L’objectif de développement durable n°6 vise ainsi à garantir l’accès de tous à l’eau et à l’assainissement au regard des 2 cibles suivantes:
- 6.1. D’ici à 2030, assurer l’accès universel et équitable à l’eau potable et à l’assainissement, pour tous;
- 6.2. D’ici à 2030, assurer l’accès de tous, dans des conditions équitables, à des services d’assainissement et d’hygiène adéquats et mettre fin à la défécation à l’air libre, en accordant une attention particulière aux besoins des femmes et des filles et des personnes en situation vulnérable.

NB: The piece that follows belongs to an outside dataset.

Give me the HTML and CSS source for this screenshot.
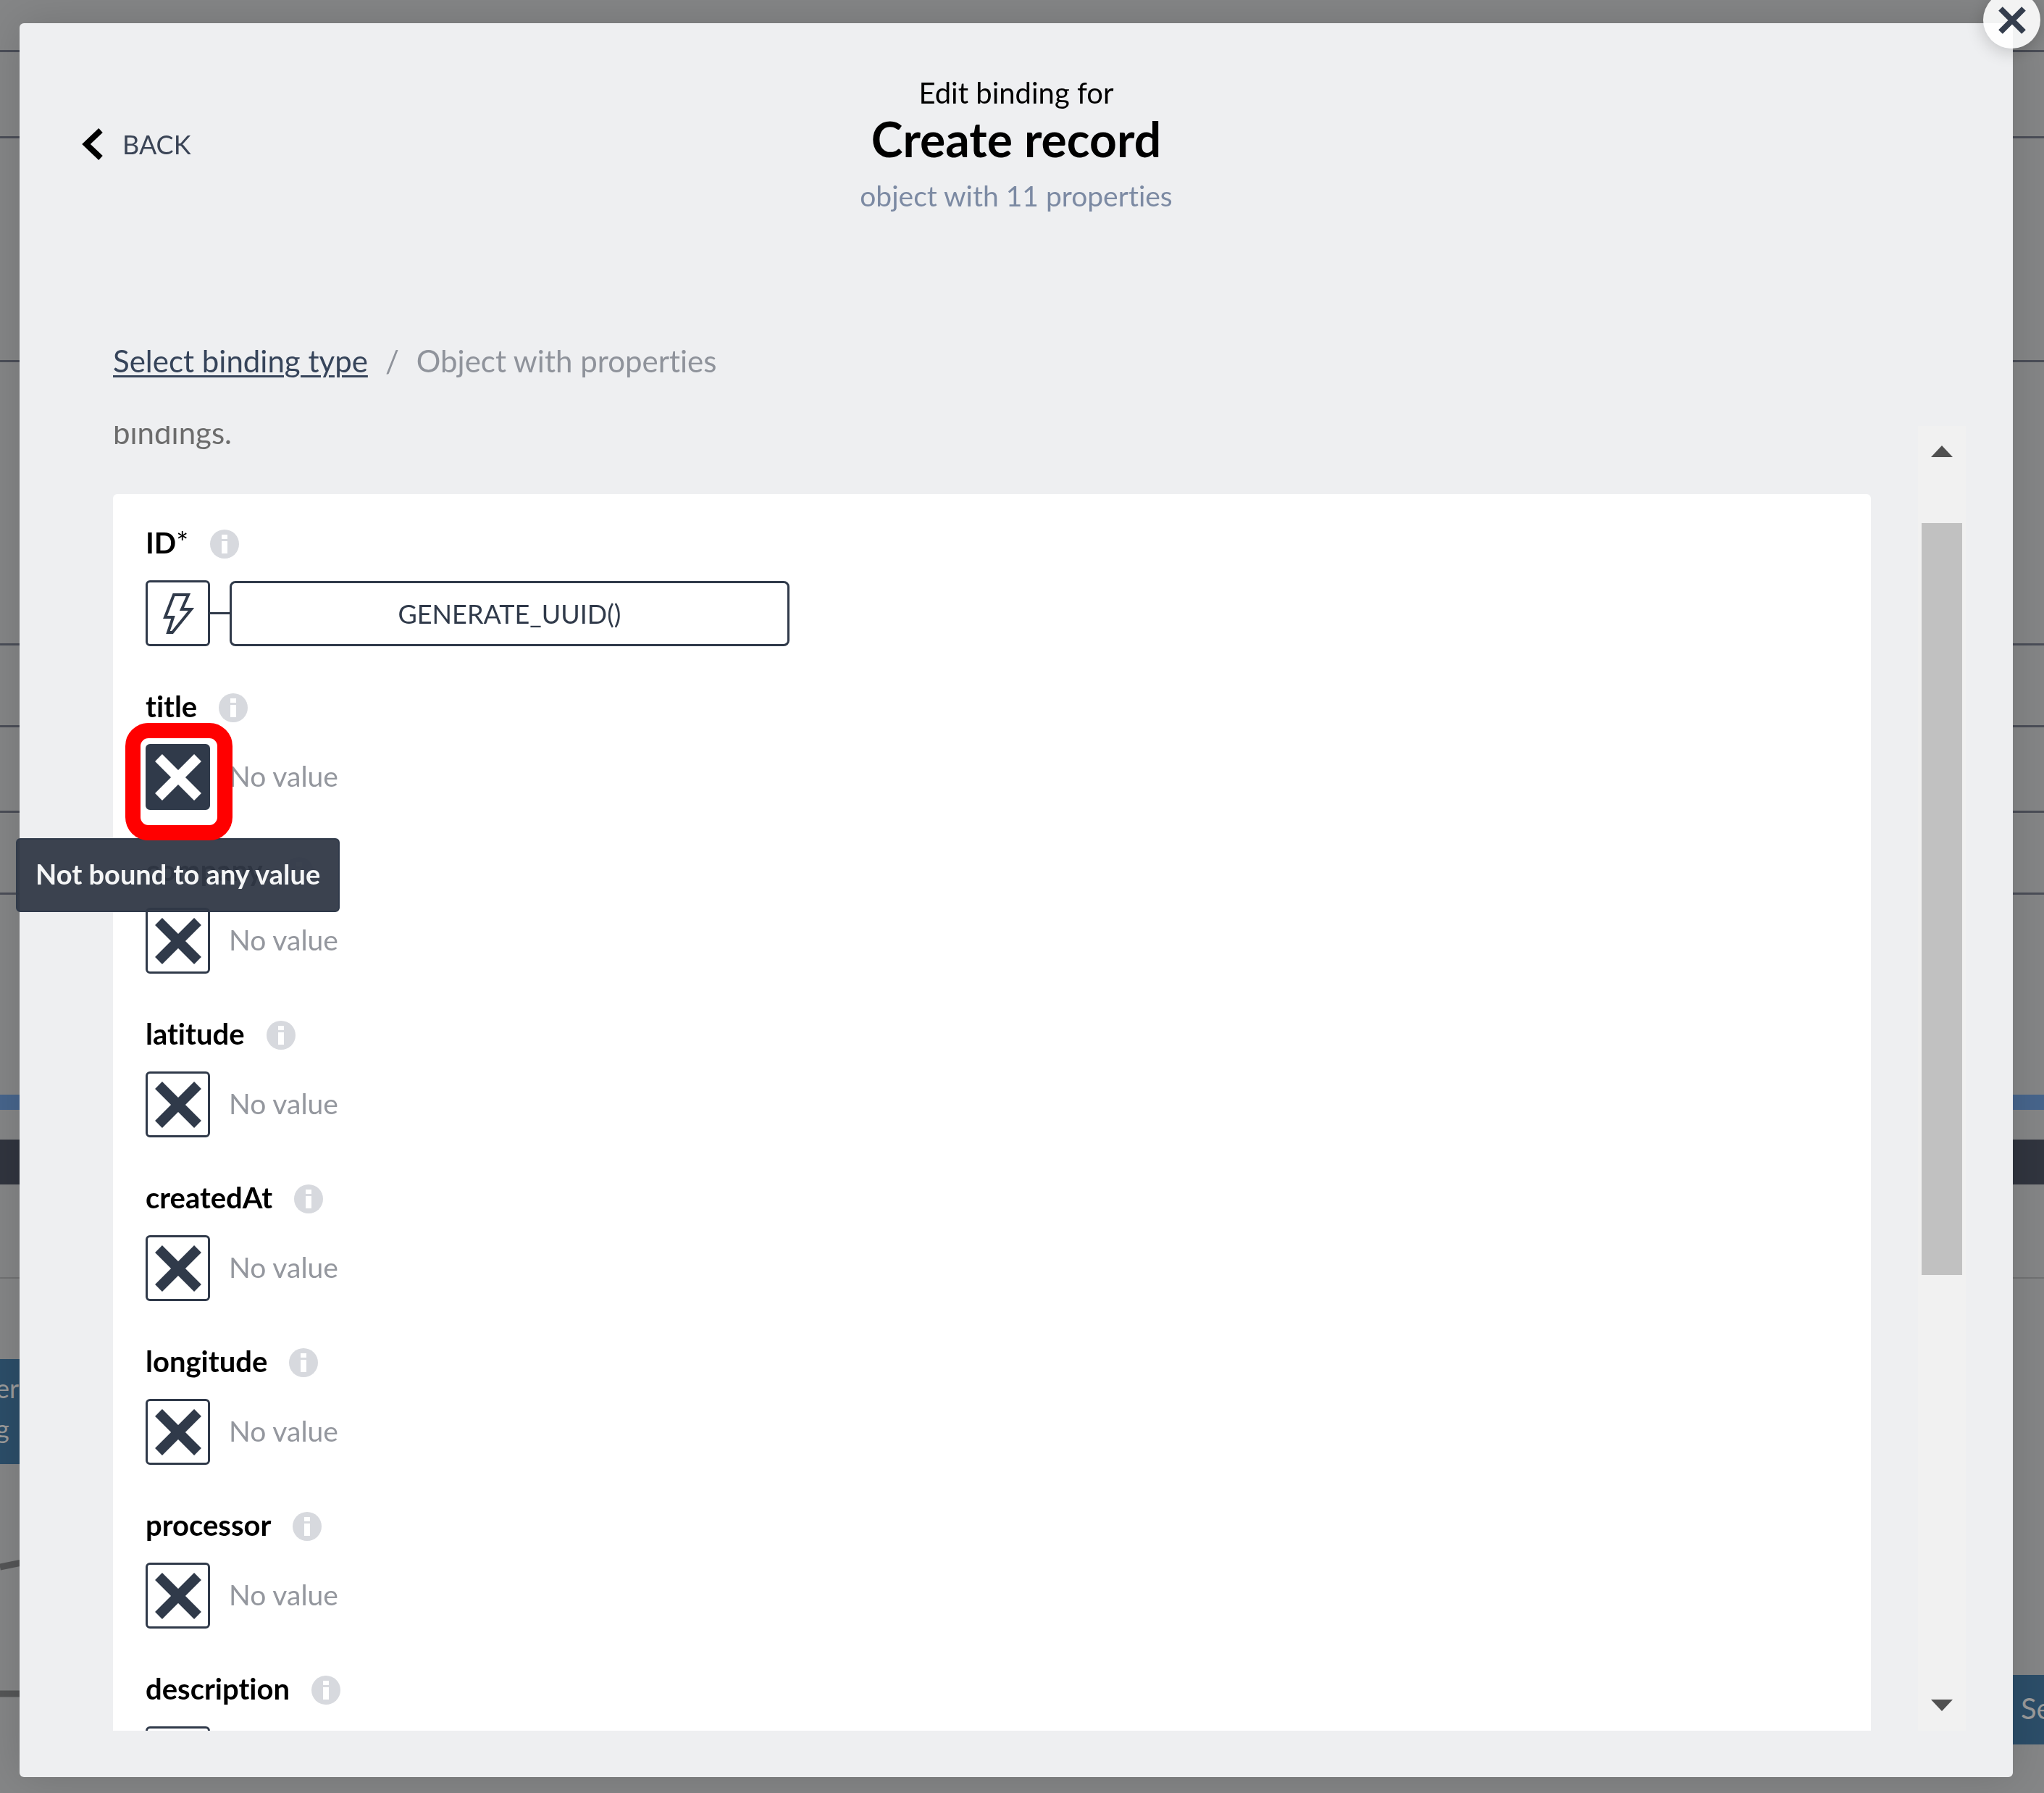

Et les deux cibles de moyens suivantes:
- 6.a D’ici à 2030, développer la coopération internationale et l’appui au renforcement des capacités des pays en développement en ce qui concerne les activités et programmes relatifs à l’eau et à l’assainissement, y compris la collecte de l’eau, la désalinisation, l’utilisation rationnelle de l’eau, le traitement des eaux usées, le recyclage et les techniques de réutilisation
- 6.b Appuyer et renforcer la participation de la population locale à l’amélioration de la gestion de l’eau et de l’assainissement
Lors d’une intervention au Conseil des droits humains, Leo Heller, rapporteur spécial des Nations Unies pour les droits humains à l’eau et l’assainissement rappelle que “les inégalités entre les sexes liées à l’eau, à l’assainissement et à l’hygiène sont omniprésentes et se produisent à tous les stades de la vie d’une femme – à travers l’enfance, l’adolescence, la parentalité, la maladie et la vieillesse. Il est urgent de veiller à ce que les femmes et les filles, tout au long de leur vie, aient les mêmes chances, les mêmes opportunités et les mêmes possibilités de mener une vie saine et autodéterminée.”
Pour que toutes personnes, a fortiori les femmes, puissent jouir pleinement de leur droits humains à l’eau et l’assainissement, les États doivent faire preuve d’un engagement politique fort.